白山といえば、東洋大学。Googleマップの口コミを見ていたら、学生の頃通っていたという方もいました。それにしても、入口からも中の様子が全然見えない。スナックっぽいな。
純喫茶で東京をめぐる旅ー 白山〈貴苑〉店内
勇気を出して入ってみたら!素晴らしい空間が広がっていました。
心地よい音量で流れるクラシック。
咲きかけの花のようなペンダントライトもかわいい。
本棚の横にある棚、めっちゃくちゃ実家感あっていいな…。ぬいぐるみから日本人形らしきもの、どこかのお土産っぽいコレクション。

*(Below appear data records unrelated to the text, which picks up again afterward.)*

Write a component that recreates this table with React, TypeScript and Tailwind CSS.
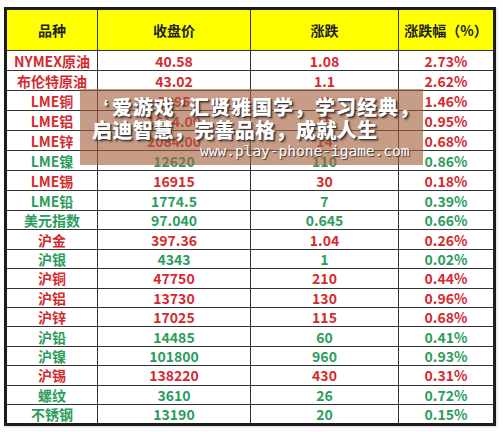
const RED = 'text-[#d42a2e]';
const GREEN = 'text-[#2a9d5c]';

interface Row {
  name: string;
  price: string;
  change: string;
  pct: string;
  up: boolean;
}

const ROWS: Row[] = [
  { name: 'NYMEX原油', price: '40.58', change: '1.08', pct: '2.73%', up: true },
  { name: '布伦特原油', price: '43.02', change: '1.1', pct: '2.62%', up: true },
  { name: 'LME铜', price: '5895', change: '85', pct: '1.46%', up: true },
  { name: 'LME铝', price: '1614.00', change: '15', pct: '0.95%', up: true },
  { name: 'LME锌', price: '2084.00', change: '14', pct: '0.68%', up: true },
  { name: 'LME镍', price: '12620', change: '110', pct: '0.86%', up: false },
  { name: 'LME锡', price: '16915', change: '30', pct: '0.18%', up: true },
  { name: 'LME铅', price: '1774.5', change: '7', pct: '0.39%', up: false },
  { name: '美元指数', price: '97.040', change: '0.645', pct: '0.66%', up: false },
  { name: '沪金', price: '397.36', change: '1.04', pct: '0.26%', up: true },
  { name: '沪银', price: '4343', change: '1', pct: '0.02%', up: false },
  { name: '沪铜', price: '47750', change: '210', pct: '0.44%', up: true },
  { name: '沪铝', price: '13730', change: '130', pct: '0.96%', up: true },
  { name: '沪锌', price: '17025', change: '115', pct: '0.68%', up: true },
  { name: '沪铅', price: '14485', change: '60', pct: '0.41%', up: false },
  { name: '沪镍', price: '101800', change: '960', pct: '0.93%', up: false },
  { name: '沪锡', price: '138220', change: '430', pct: '0.31%', up: true },
  { name: '螺纹', price: '3610', change: '26', pct: '0.72%', up: false },
  { name: '不锈钢', price: '13190', change: '20', pct: '0.15%', up: false },
];

const COLS = 'grid grid-cols-[90px_153px_148px_95px]';
const SHADOW = '[text-shadow:1px_1px_0_#3a3a3a,2px_2px_2px_rgba(0,0,0,0.45)]';

export default function App() {
  return (
    <div className="relative w-[503px] h-[432px] bg-white pl-[4px] pt-[7px] font-['Noto_Sans_CJK_SC','Noto_Sans',sans-serif]">
      <div className="w-[492px] border-[3px] border-[#1c1c1c] shadow-[1px_1px_2px_rgba(0,0,0,0.15)]">
        <div className={`${COLS} h-[40px] bg-[#ffff00] text-[14px] font-bold text-[#222]`}>
          <div className="flex items-center justify-center">品种</div>
          <div className="flex items-center justify-center border-l border-[#333]">收盘价</div>
          <div className="flex items-center justify-center border-l border-[#333]">涨跌</div>
          <div className="flex items-center justify-center border-l border-[#333]">涨跌幅（%）</div>
        </div>
        {ROWS.map((r, i) => {
          const color = r.up ? RED : GREEN;
          return (
            <div
              key={r.name}
              className={`${COLS} ${i < 8 ? 'h-[20px]' : 'h-[19.4px]'} border-t border-[#333] text-[14px] font-bold leading-none ${color}`}
            >
              <div className="flex items-center justify-center">{r.name}</div>
              <div className="flex items-center justify-center border-l border-[#333]">{r.price}</div>
              <div className="flex items-center justify-center border-l border-[#333]">{r.change}</div>
              <div className="flex items-center justify-center border-l border-[#333]">{r.pct}</div>
            </div>
          );
        })}
      </div>

      {/* watermark banner over the table */}
      <div className="absolute left-[80px] top-[89px] w-[343px] h-[76px] bg-[rgba(165,95,62,0.62)] text-white whitespace-nowrap">
        <div className={`flex pl-[20px] pt-[7px] text-[20px] leading-[22px] font-black ${SHADOW}`}>
          <span className="font-['Liberation_Sans',sans-serif] w-[12px] text-center">‘</span>
          <span className="tracking-[1px]">爱游戏</span>
          <span className="font-['Liberation_Sans',sans-serif] w-[14px] text-center">’</span>
          <span className="tracking-[1px]">汇贤雅国学，学习经典，</span>
        </div>
        <div className={`pl-[12px] pt-[1px] text-[20px] leading-[22px] font-black tracking-[0.4px] ${SHADOW}`}>
          启迪智慧，完善品格，成就人生
        </div>
        <div className="pl-[120px] pt-[1px] text-[14.5px] leading-[18px] font-['DejaVu_Sans_Mono',monospace] [text-shadow:1px_1px_1px_#333]">
          www.play-phone-igame.com
        </div>
      </div>
    </div>
  );
}
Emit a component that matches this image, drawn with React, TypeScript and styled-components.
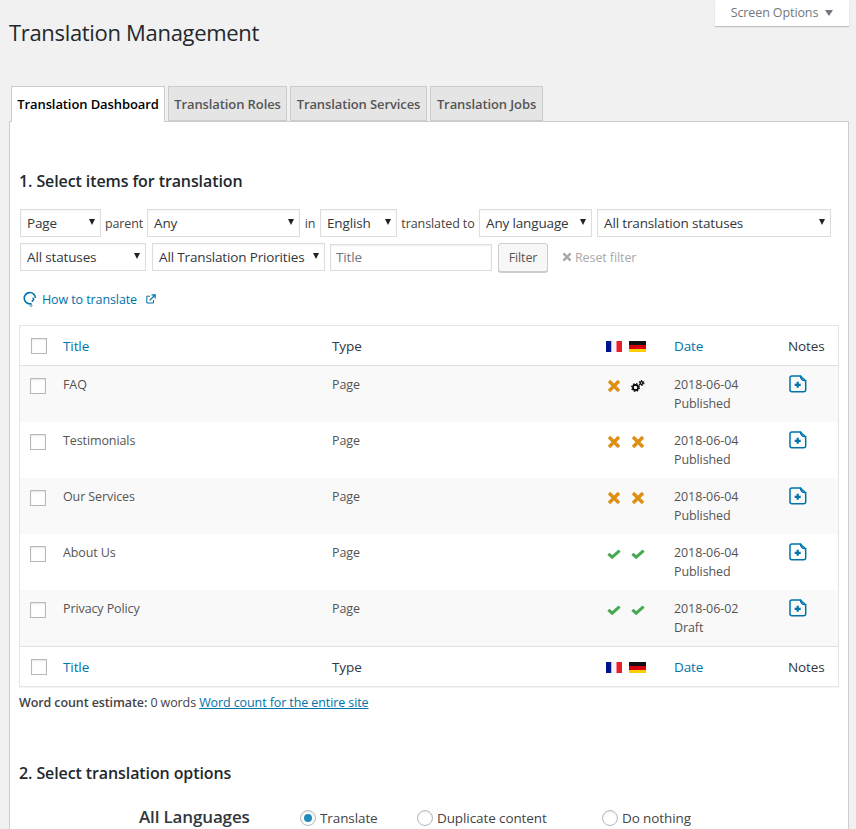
import styled, { createGlobalStyle } from "styled-components";

const FONT = `"Open Sans", "Noto Sans", "Liberation Sans", sans-serif`;

const rows = [
  { title: "FAQ", date: "2018-06-04", status: "Published", fr: "no", de: "busy" },
  { title: "Testimonials", date: "2018-06-04", status: "Published", fr: "no", de: "no" },
  { title: "Our Services", date: "2018-06-04", status: "Published", fr: "no", de: "no" },
  { title: "About Us", date: "2018-06-04", status: "Published", fr: "yes", de: "yes" },
  { title: "Privacy Policy", date: "2018-06-02", status: "Draft", fr: "yes", de: "yes" },
];

const Global = createGlobalStyle`
  html, body {
    margin: 0;
    height: 829px;
    overflow: hidden;
    background: #f1f1f1;
    font-family: ${FONT};
    font-size: 12.5px;
    letter-spacing: -0.1px;
    color: #444;
  }
`;

const Page = styled.div`
  width: 856px;
  height: 829px;
  overflow: hidden;
  position: relative;
`;

const ScreenOptions = styled.div`
  position: absolute;
  top: 0;
  right: 7px;
  width: 134px;
  height: 26px;
  box-sizing: border-box;
  background: #fff;
  box-shadow: 0 1px 1px rgba(0, 0, 0, 0.2);
  color: #72777c;
  display: flex;
  align-items: center;
  justify-content: center;
  gap: 7px;
  padding-bottom: 1px;
`;

const DownArrow = styled.span`
  width: 0;
  height: 0;
  border-left: 4.5px solid transparent;
  border-right: 4.5px solid transparent;
  border-top: 6px solid #72777c;
`;

const Heading = styled.h1`
  margin: 0;
  padding: 17px 0 0 9px;
  height: 68px;
  box-sizing: border-box;
  font-size: 22px;
  line-height: 30px;
  font-weight: 400;
  letter-spacing: -0.32px;
  color: #23282d;
`;

const Tabs = styled.div`
  display: flex;
  gap: 3px;
  padding-left: 11px;
  margin-top: 18px;
  height: 35px;
  position: relative;
  z-index: 1;
`;

const Tab = styled.div<{ $active?: boolean; $w: number }>`
  width: ${(p) => p.$w}px;
  box-sizing: border-box;
  height: ${(p) => (p.$active ? 36 : 35)}px;
  border: 1px solid #ccc;
  border-bottom: ${(p) => (p.$active ? "none" : "1px solid #ccc")};
  background: ${(p) => (p.$active ? "#fff" : "#e5e5e5")};
  color: ${(p) => (p.$active ? "#000" : "#555")};
  font-size: 13px;
  font-weight: 600;
  letter-spacing: -0.1px;
  text-align: center;
  line-height: 34px;
  white-space: nowrap;
`;

const Panel = styled.div`
  margin: 0 7px 0 9px;
  box-sizing: border-box;
  height: 720px;
  background: #fff;
  border: 1px solid #ccc;
  padding: 46px 9px 0 9px;
`;

const SectionTitle = styled.h2`
  margin: 0;
  font-size: 16px;
  line-height: 26px;
  font-weight: 600;
  letter-spacing: -0.1px;
  color: #23282d;
`;

const FilterRow = styled.div<{ $top: number }>`
  display: flex;
  align-items: center;
  height: 28px;
  margin-top: ${(p) => p.$top}px;
  margin-left: 1px;
`;

const SelectWrap = styled.div<{ $w: number; $gap?: number }>`
  position: relative;
  width: ${(p) => p.$w}px;
  margin-left: ${(p) => p.$gap ?? 0}px;
  height: 28px;
  flex: none;

  &::after {
    content: "";
    position: absolute;
    right: 6px;
    top: 10px;
    border-left: 3.5px solid transparent;
    border-right: 3.5px solid transparent;
    border-top: 6px solid #222;
    pointer-events: none;
  }
`;

const Select = styled.select`
  appearance: none;
  width: 100%;
  height: 28px;
  box-sizing: border-box;
  border: 1px solid #ddd;
  border-radius: 0;
  background: #fff;
  padding: 0 0 0 6px;
  font-family: inherit;
  font-size: 13.5px;
  letter-spacing: -0.15px;
  color: #32373c;
  box-shadow: inset 0 1px 2px rgba(0, 0, 0, 0.04);
`;

const FilterLabel = styled.span<{ $w: number }>`
  width: ${(p) => p.$w}px;
  text-align: center;
  flex: none;
  color: #444;
`;

const TitleInput = styled.input`
  width: 162px;
  height: 27px;
  margin-left: 5px;
  box-sizing: border-box;
  border: 1px solid #ddd;
  padding: 0 5px;
  font-family: inherit;
  font-size: 13.5px;
  letter-spacing: -0.15px;
  box-shadow: inset 0 1px 2px rgba(0, 0, 0, 0.07);
  &::placeholder {
    color: #72777c;
  }
`;

const FilterButton = styled.button`
  width: 50px;
  height: 29px;
  margin-left: 6px;
  box-sizing: border-box;
  border: 1px solid #ccc;
  border-radius: 3px;
  background: #f7f7f7;
  box-shadow: 0 1px 0 #ccc;
  color: #555;
  font: inherit;
  letter-spacing: inherit;
  padding: 0;
`;

const ResetFilter = styled.span`
  display: flex;
  align-items: center;
  gap: 3px;
  margin-left: 14px;
  color: #a9a9a9;
`;

const HowTo = styled.div`
  display: flex;
  align-items: center;
  height: 20px;
  margin: 18px 0 0 3px;
  color: #0073aa;
`;

const HowToText = styled.span`
  margin: 0 9px 0 4px;
`;

const ListTable = styled.table`
  width: 820px;
  margin-top: 16px;
  table-layout: fixed;
  border-collapse: separate;
  border-spacing: 0;
  border: 1px solid #e5e5e5;
  box-shadow: 0 1px 1px rgba(0, 0, 0, 0.04);
`;

const HeadCell = styled.th<{ $w?: number; $link?: boolean; $foot?: boolean }>`
  ${(p) => (p.$w ? `width: ${p.$w}px;` : "")}
  height: 40px;
  padding: 1px 0 0;
  box-sizing: border-box;
  text-align: left;
  font-weight: 400;
  font-size: 13.5px;
  color: ${(p) => (p.$link ? "#0073aa" : "#32373c")};
  border-bottom: ${(p) => (p.$foot ? "none" : "1px solid #e1e1e1")};
  border-top: ${(p) => (p.$foot ? "1px solid #e1e1e1" : "none")};
`;

const Row = styled.tr<{ $odd: boolean }>`
  background: ${(p) => (p.$odd ? "#f9f9f9" : "#fff")};
`;

const Cell = styled.td`
  height: 56px;
  box-sizing: border-box;
  padding: 9px 0 0;
  vertical-align: top;
  line-height: 19px;
  color: #555;
`;

const CheckBox = styled.span`
  display: block;
  width: 16px;
  height: 16px;
  margin-left: 11px;
  box-sizing: border-box;
  border: 1px solid #b4b9be;
  background: #fff;
  box-shadow: inset 0 1px 2px rgba(0, 0, 0, 0.1);
`;

const RowCheck = styled(CheckBox)`
  margin-top: 3px;
  margin-left: 10px;
`;

const Flags = styled.div`
  display: flex;
  gap: 7px;
  align-items: center;
  padding-left: 1px;
`;

const StatusIcons = styled.div`
  display: flex;
  gap: 8px;
  height: 18px;
  align-items: center;
  margin-top: 2px;
  padding-left: 1px;
`;

const StatusSlot = styled.span`
  width: 16px;
  display: flex;
  justify-content: center;
`;

const NoteButton = styled.span`
  display: block;
  margin-left: 1px;
`;

const WordCount = styled.p`
  margin: 7px 0 0;
  line-height: 18px;
  color: #444;

  b {
    font-weight: 600;
  }
  a {
    color: #0073aa;
    text-decoration: underline;
  }
`;

const OptionsTitle = styled(SectionTitle)`
  margin-top: 48px;
`;

const LangRow = styled.div`
  display: flex;
  align-items: center;
  height: 24px;
  margin-top: 19px;
  padding-left: 120px;
`;

const LangName = styled.div`
  width: 161px;
  padding-bottom: 2px;
  font-size: 17px;
  font-weight: 600;
  color: #32373c;
  letter-spacing: -0.15px;
`;

const RadioItem = styled.label<{ $w: number }>`
  width: ${(p) => p.$w}px;
  display: flex;
  align-items: center;
  gap: 4px;
  padding-top: 2px;
  font-size: 13.5px;
  color: #444;
`;

const RadioDot = styled.span<{ $on?: boolean }>`
  width: 16px;
  height: 16px;
  box-sizing: border-box;
  border-radius: 50%;
  border: 1px solid #b4b9be;
  background: #fff;
  display: flex;
  align-items: center;
  justify-content: center;
  box-shadow: inset 0 1px 2px rgba(0, 0, 0, 0.1);

  &::before {
    content: "";
    width: 8px;
    height: 8px;
    border-radius: 50%;
    background: ${(p) => (p.$on ? "#1e8cbe" : "transparent")};
  }
`;

const FlagFr = () => (
  <svg width="16" height="11" viewBox="0 0 16 11">
    <rect width="5.5" height="11" fill="#00148c" />
    <rect x="5.5" width="5" height="11" fill="#f4f4fa" />
    <rect x="10.5" width="5.5" height="11" fill="#ed1c2a" />
  </svg>
);

const FlagDe = () => (
  <svg width="17" height="11" viewBox="0 0 17 11">
    <rect width="17" height="4" fill="#111" />
    <rect y="4" width="17" height="4" fill="#d8000f" />
    <rect y="8" width="17" height="3" fill="#ffce00" />
  </svg>
);

const NoteIcon = () => (
  <svg width="18" height="18" viewBox="0 0 18 18" fill="none">
    <path
      d="M3 1h8.5c0 2.8 1.8 4.6 5.2 4.8V14.7a2 2 0 0 1-2 2H3a2 2 0 0 1-2-2V3a2 2 0 0 1 2-2z"
      stroke="#0073aa"
      strokeWidth="1.5"
    />
    <path d="M11.5 1l5.2 4.8" stroke="#0073aa" strokeWidth="1.2" />
    <path d="M8.7 6.8v6M5.7 9.8h6" stroke="#0073aa" strokeWidth="2.2" />
  </svg>
);

const HelpIcon = () => (
  <svg width="16" height="16" viewBox="0 0 16 16" fill="none">
    <path d="M9.5 12.5A5.6 5.6 0 1 1 13.4 7" stroke="#0073aa" strokeWidth="1.6" />
    <path d="M10.5 7.5c1.6-.6 1.6 2-.8 3" stroke="#0073aa" strokeWidth="1.6" />
    <circle cx="9" cy="14.5" r="1" stroke="#0073aa" strokeWidth="0.7" />
  </svg>
);

const ExternalIcon = () => (
  <svg width="10" height="10" viewBox="0 0 10 10" fill="none" stroke="#0073aa">
    <path d="M7.5 6v3H.8V2.2H4" strokeWidth="1" />
    <path d="M3.6 6.4L8.5 1.5M5.5 .8h3.7v3.7" strokeWidth="1.2" />
  </svg>
);

const CrossIcon = ({ size, color }: { size: number; color: string }) => (
  <svg width={size} height={size} viewBox="0 0 14 14" fill="none">
    <path d="M2 2l10 10M12 2L2 12" stroke={color} strokeWidth="3.4" />
  </svg>
);

const CheckIcon = () => (
  <svg width="14" height="10" viewBox="0 0 14 10" fill="none">
    <path d="M1.4 4.8l3.8 3.4 7.4-6.6" stroke="#46a850" strokeWidth="3" />
  </svg>
);

const GearsIcon = () => (
  <svg width="14" height="12" viewBox="0 0 14 12" fill="none" stroke="#000">
    <circle cx="4.5" cy="7.5" r="2.6" strokeWidth="1.6" />
    <circle cx="4.5" cy="7.5" r="3.8" strokeWidth="1.4" strokeDasharray="1.5 1.5" />
    <circle cx="10.5" cy="3" r="1.4" strokeWidth="1.2" />
    <circle cx="10.5" cy="3" r="2.4" strokeWidth="1.1" strokeDasharray="1.2 1.2" />
  </svg>
);

const StatusIcon = ({ kind }: { kind: string }) => {
  if (kind === "no") return <CrossIcon size={14} color="#de8f12" />;
  if (kind === "yes") return <CheckIcon />;
  return <GearsIcon />;
};

const HeadRow = ({ foot }: { foot?: boolean }) => (
  <tr>
    <HeadCell $w={43} $foot={foot}>
      <CheckBox />
    </HeadCell>
    <HeadCell $w={269} $link $foot={foot}>
      Title
    </HeadCell>
    <HeadCell $w={273} $foot={foot}>
      Type
    </HeadCell>
    <HeadCell $w={69} $foot={foot}>
      <Flags>
        <FlagFr />
        <FlagDe />
      </Flags>
    </HeadCell>
    <HeadCell $w={114} $link $foot={foot}>
      Date
    </HeadCell>
    <HeadCell $foot={foot}>Notes</HeadCell>
  </tr>
);

const Dropdown = ({ w, gap, label }: { w: number; gap?: number; label: string }) => (
  <SelectWrap $w={w} $gap={gap}>
    <Select defaultValue={label}>
      <option>{label}</option>
    </Select>
  </SelectWrap>
);

export default function App() {
  return (
    <Page>
      <Global />
      <ScreenOptions>
        Screen Options <DownArrow />
      </ScreenOptions>
      <Heading>Translation Management</Heading>
      <Tabs>
        <Tab $active $w={154}>Translation Dashboard</Tab>
        <Tab $w={119}>Translation Roles</Tab>
        <Tab $w={137}>Translation Services</Tab>
        <Tab $w={113}>Translation Jobs</Tab>
      </Tabs>
      <Panel>
        <SectionTitle>1. Select items for translation</SectionTitle>
        <FilterRow $top={15}>
          <Dropdown w={81} label="Page" />
          <FilterLabel $w={46}>parent</FilterLabel>
          <Dropdown w={153} label="Any" />
          <FilterLabel $w={20}>in</FilterLabel>
          <Dropdown w={77} label="English" />
          <FilterLabel $w={82}>translated to</FilterLabel>
          <Dropdown w={113} label="Any language" />
          <Dropdown w={234} gap={5} label="All translation statuses" />
        </FilterRow>
        <FilterRow $top={6}>
          <Dropdown w={126} label="All statuses" />
          <Dropdown w={173} gap={6} label="All Translation Priorities" />
          <TitleInput placeholder="Title" />
          <FilterButton>Filter</FilterButton>
          <ResetFilter>
            <CrossIcon size={10} color="#a9a9a9" /> Reset filter
          </ResetFilter>
        </FilterRow>
        <HowTo>
          <HelpIcon />
          <HowToText>How to translate</HowToText>
          <ExternalIcon />
        </HowTo>
        <ListTable>
          <thead>
            <HeadRow />
          </thead>
          <tbody>
            {rows.map((r, i) => (
              <Row key={r.title} $odd={i % 2 === 0}>
                <Cell>
                  <RowCheck />
                </Cell>
                <Cell>{r.title}</Cell>
                <Cell>Page</Cell>
                <Cell>
                  <StatusIcons>
                    <StatusSlot>
                      <StatusIcon kind={r.fr} />
                    </StatusSlot>
                    <StatusSlot>
                      <StatusIcon kind={r.de} />
                    </StatusSlot>
                  </StatusIcons>
                </Cell>
                <Cell>
                  {r.date}
                  <br />
                  {r.status}
                </Cell>
                <Cell>
                  <NoteButton>
                    <NoteIcon />
                  </NoteButton>
                </Cell>
              </Row>
            ))}
          </tbody>
          <tfoot>
            <HeadRow foot />
          </tfoot>
        </ListTable>
        <WordCount>
          <b>Word count estimate:</b> 0 words <a>Word count for the entire site</a>
        </WordCount>
        <OptionsTitle>2. Select translation options</OptionsTitle>
        <LangRow>
          <LangName>All Languages</LangName>
          <RadioItem $w={117}>
            <RadioDot $on /> Translate
          </RadioItem>
          <RadioItem $w={185}>
            <RadioDot /> Duplicate content
          </RadioItem>
          <RadioItem $w={120}>
            <RadioDot /> Do nothing
          </RadioItem>
        </LangRow>
      </Panel>
    </Page>
  );
}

本棚にあった〈深夜食堂〉を読みながらカフェオレを待ちます。
かなり前にちらっと読んだときはあんまり響かなかった気がするのだけど、今となってはどうして読まなかったのだろうと後悔するレベルでした。
どういうチョイスで置いてるのか分からないけれど、ここで出会えたのが嬉しい。
純喫茶で東京をめぐる旅ー 白山〈貴苑〉メニュー
ランチメニューの「ポーク生姜焼き定食」に惹かれつつも、今日は時間がなかったのでアイスカフェオレに。
どこにでもあるメニューだけど、こんな風にぽってりと洋梨のようなグラスに、ふわふわの泡をそそぐセンスに品を感じました。蒸し暑くて倒れそうだったから、ちょっぴり甘めのカフェオレに癒されました。
ああ、でも。生姜焼き定食のことが忘れられないから、また遊びに行こう。